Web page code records

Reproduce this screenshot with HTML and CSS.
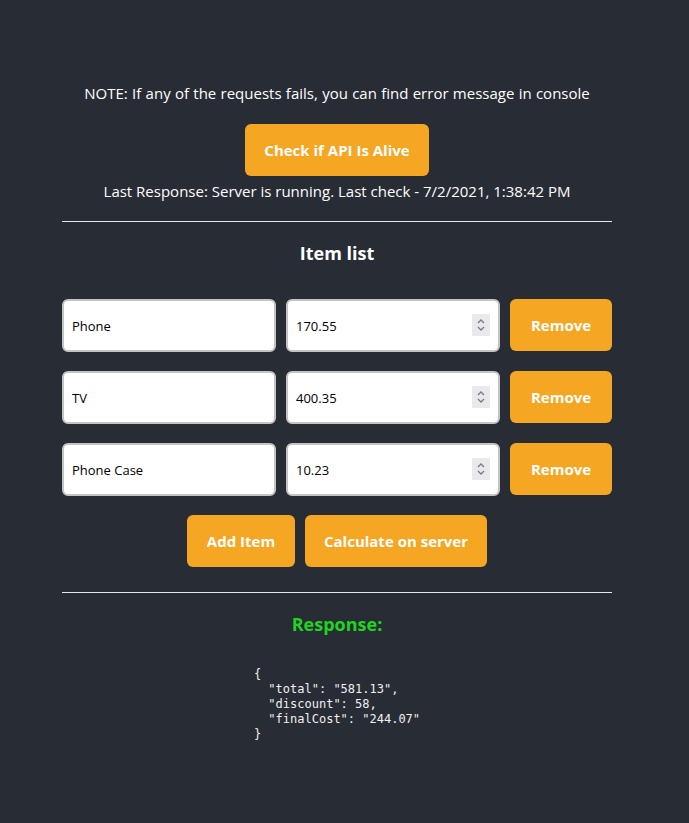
FILE: index.html
```html
<!DOCTYPE html>
<html>
<head>
<meta charset="utf-8">
<link rel="stylesheet" href="styles.css">
</head>
<body>
<div class="app">
  <p class="note">NOTE: If any of the requests fails, you can find error message in console</p>
  <button class="btn btn-check">Check if API Is Alive</button>
  <p class="last">Last Response: Server is running. Last check - 7/2/2021, 1:38:42 PM</p>
  <hr class="rule">
  <h2 class="title">Item list</h2>
  <div class="items">
    <div class="row">
      <input class="field" type="text" value="Phone">
      <div class="num-wrap">
        <input class="field" type="number" value="170.55">
        <span class="spin"><svg width="8" height="14" viewBox="0 0 8 14"><path d="M1 5 L4 2 L7 5 M1 9 L4 12 L7 9" fill="none" stroke="#7a7a7a" stroke-width="1.3"/></svg></span>
      </div>
      <button class="btn btn-remove">Remove</button>
    </div>
    <div class="row">
      <input class="field" type="text" value="TV">
      <div class="num-wrap">
        <input class="field" type="number" value="400.35">
        <span class="spin"><svg width="8" height="14" viewBox="0 0 8 14"><path d="M1 5 L4 2 L7 5 M1 9 L4 12 L7 9" fill="none" stroke="#7a7a7a" stroke-width="1.3"/></svg></span>
      </div>
      <button class="btn btn-remove">Remove</button>
    </div>
    <div class="row">
      <input class="field" type="text" value="Phone Case">
      <div class="num-wrap">
        <input class="field" type="number" value="10.23">
        <span class="spin"><svg width="8" height="14" viewBox="0 0 8 14"><path d="M1 5 L4 2 L7 5 M1 9 L4 12 L7 9" fill="none" stroke="#7a7a7a" stroke-width="1.3"/></svg></span>
      </div>
      <button class="btn btn-remove">Remove</button>
    </div>
  </div>
  <div class="actions">
    <button class="btn btn-add">Add Item</button>
    <button class="btn btn-calc">Calculate on server</button>
  </div>
  <hr class="rule rule-2">
  <h2 class="response">Response:</h2>
  <pre class="json">{
  "total": "581.13",
  "discount": 58,
  "finalCost": "244.07"
}</pre>
</div>
</body>
</html>
```
FILE: styles.css
```css
html, body {
  margin: 0;
  padding: 0;
  background: #282c34;
}
body {
  font-family: "Open Sans", "Noto Sans", sans-serif;
  color: #ffffff;
  min-height: 823px;
  width: 674px;
}
.app {
  width: 550px;
  margin: 0 auto;
  padding-top: 82px;
  display: flex;
  flex-direction: column;
  align-items: center;
}
.note {
  margin: 0;
  font-size: 15px;
  line-height: 22px;
  word-spacing: 0.4px;
}
.btn {
  background: #f5a623;
  color: #fff;
  border: none;
  border-radius: 6px;
  font-family: "Open Sans", "Noto Sans", sans-serif;
  font-weight: 700;
  font-size: 15px;
  height: 52px;
  cursor: pointer;
}
.btn-check {
  margin-top: 20px;
  width: 184px;
}
.last {
  margin: 3px 0 0;
  font-size: 15px;
  line-height: 24px;
}
.rule {
  width: 100%;
  margin: 18px 0 0;
  border: none;
  border-top: 1px solid #e8e8e8;
  height: 0;
}
.title {
  margin: 18px 0 0;
  font-size: 18px;
  line-height: 26px;
  font-weight: 700;
}
.items {
  width: 100%;
  margin-top: 33px;
  display: flex;
  flex-direction: column;
  gap: 19px;
}
.row {
  display: flex;
  gap: 10px;
  align-items: flex-start;
}
.num-wrap {
  position: relative;
  width: 214px;
  height: 53px;
}
.field {
  box-sizing: border-box;
  width: 214px;
  height: 53px;
  border: 2px solid #c4c4c4;
  border-radius: 6px;
  background: #fff;
  padding: 0 8px;
  font-family: "Open Sans", "Noto Sans", sans-serif;
  font-size: 13px;
  color: #000;
  margin: 0;
}
.field::-webkit-inner-spin-button,
.field::-webkit-outer-spin-button {
  -webkit-appearance: none;
  margin: 0;
}
.spin {
  position: absolute;
  right: 10px;
  top: 15px;
  width: 18px;
  height: 22px;
  background: #e9e9ed;
  display: flex;
  align-items: center;
  justify-content: center;
}
.btn-remove {
  width: 102px;
}
.actions {
  margin-top: 19px;
  display: flex;
  gap: 10px;
}
.btn-add { width: 108px; }
.btn-calc { width: 182px; }
.rule-2 {
  margin-top: 25px;
}
.response {
  margin: 18px 0 0;
  font-size: 18px;
  line-height: 26px;
  color: #21d321;
  font-weight: 700;
}
.json {
  margin: 30px 0 0;
  font-family: "DejaVu Sans Mono", monospace;
  font-size: 12px;
  line-height: 15px;
  color: #f0f0f0;
  text-align: left;
}
```
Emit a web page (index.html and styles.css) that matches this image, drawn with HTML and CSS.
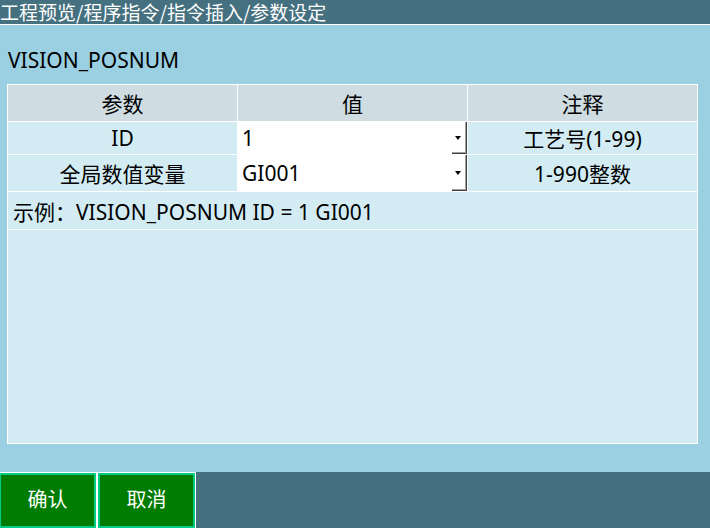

# [WORK TO DO]
Transcribe all of the records above character for character. Exclude the pictures.

# [EXPECTED OUTPUT]
Reproduce this screenshot with HTML and CSS.
FILE: index.html
```html
<!DOCTYPE html>
<html>
<head>
<meta charset="utf-8">
<link rel="stylesheet" href="styles.css">
</head>
<body>
<div class="app">
  <p class="note">NOTE: If any of the requests fails, you can find error message in console</p>
  <button class="btn btn-check">Check if API Is Alive</button>
  <p class="last">Last Response: Server is running. Last check - 7/2/2021, 1:38:42 PM</p>
  <hr class="rule">
  <h2 class="title">Item list</h2>
  <div class="items">
    <div class="row">
      <input class="field" type="text" value="Phone">
      <div class="num-wrap">
        <input class="field" type="number" value="170.55">
        <span class="spin"><svg width="8" height="14" viewBox="0 0 8 14"><path d="M1 5 L4 2 L7 5 M1 9 L4 12 L7 9" fill="none" stroke="#7a7a7a" stroke-width="1.3"/></svg></span>
      </div>
      <button class="btn btn-remove">Remove</button>
    </div>
    <div class="row">
      <input class="field" type="text" value="TV">
      <div class="num-wrap">
        <input class="field" type="number" value="400.35">
        <span class="spin"><svg width="8" height="14" viewBox="0 0 8 14"><path d="M1 5 L4 2 L7 5 M1 9 L4 12 L7 9" fill="none" stroke="#7a7a7a" stroke-width="1.3"/></svg></span>
      </div>
      <button class="btn btn-remove">Remove</button>
    </div>
    <div class="row">
      <input class="field" type="text" value="Phone Case">
      <div class="num-wrap">
        <input class="field" type="number" value="10.23">
        <span class="spin"><svg width="8" height="14" viewBox="0 0 8 14"><path d="M1 5 L4 2 L7 5 M1 9 L4 12 L7 9" fill="none" stroke="#7a7a7a" stroke-width="1.3"/></svg></span>
      </div>
      <button class="btn btn-remove">Remove</button>
    </div>
  </div>
  <div class="actions">
    <button class="btn btn-add">Add Item</button>
    <button class="btn btn-calc">Calculate on server</button>
  </div>
  <hr class="rule rule-2">
  <h2 class="response">Response:</h2>
  <pre class="json">{
  "total": "581.13",
  "discount": 58,
  "finalCost": "244.07"
}</pre>
</div>
</body>
</html>
```
FILE: styles.css
```css
html, body {
  margin: 0;
  padding: 0;
  background: #282c34;
}
body {
  font-family: "Open Sans", "Noto Sans", sans-serif;
  color: #ffffff;
  min-height: 823px;
  width: 674px;
}
.app {
  width: 550px;
  margin: 0 auto;
  padding-top: 82px;
  display: flex;
  flex-direction: column;
  align-items: center;
}
.note {
  margin: 0;
  font-size: 15px;
  line-height: 22px;
  word-spacing: 0.4px;
}
.btn {
  background: #f5a623;
  color: #fff;
  border: none;
  border-radius: 6px;
  font-family: "Open Sans", "Noto Sans", sans-serif;
  font-weight: 700;
  font-size: 15px;
  height: 52px;
  cursor: pointer;
}
.btn-check {
  margin-top: 20px;
  width: 184px;
}
.last {
  margin: 3px 0 0;
  font-size: 15px;
  line-height: 24px;
}
.rule {
  width: 100%;
  margin: 18px 0 0;
  border: none;
  border-top: 1px solid #e8e8e8;
  height: 0;
}
.title {
  margin: 18px 0 0;
  font-size: 18px;
  line-height: 26px;
  font-weight: 700;
}
.items {
  width: 100%;
  margin-top: 33px;
  display: flex;
  flex-direction: column;
  gap: 19px;
}
.row {
  display: flex;
  gap: 10px;
  align-items: flex-start;
}
.num-wrap {
  position: relative;
  width: 214px;
  height: 53px;
}
.field {
  box-sizing: border-box;
  width: 214px;
  height: 53px;
  border: 2px solid #c4c4c4;
  border-radius: 6px;
  background: #fff;
  padding: 0 8px;
  font-family: "Open Sans", "Noto Sans", sans-serif;
  font-size: 13px;
  color: #000;
  margin: 0;
}
.field::-webkit-inner-spin-button,
.field::-webkit-outer-spin-button {
  -webkit-appearance: none;
  margin: 0;
}
.spin {
  position: absolute;
  right: 10px;
  top: 15px;
  width: 18px;
  height: 22px;
  background: #e9e9ed;
  display: flex;
  align-items: center;
  justify-content: center;
}
.btn-remove {
  width: 102px;
}
.actions {
  margin-top: 19px;
  display: flex;
  gap: 10px;
}
.btn-add { width: 108px; }
.btn-calc { width: 182px; }
.rule-2 {
  margin-top: 25px;
}
.response {
  margin: 18px 0 0;
  font-size: 18px;
  line-height: 26px;
  color: #21d321;
  font-weight: 700;
}
.json {
  margin: 30px 0 0;
  font-family: "DejaVu Sans Mono", monospace;
  font-size: 12px;
  line-height: 15px;
  color: #f0f0f0;
  text-align: left;
}
```
Emit a web page (index.html and styles.css) that matches this image, drawn with HTML and CSS.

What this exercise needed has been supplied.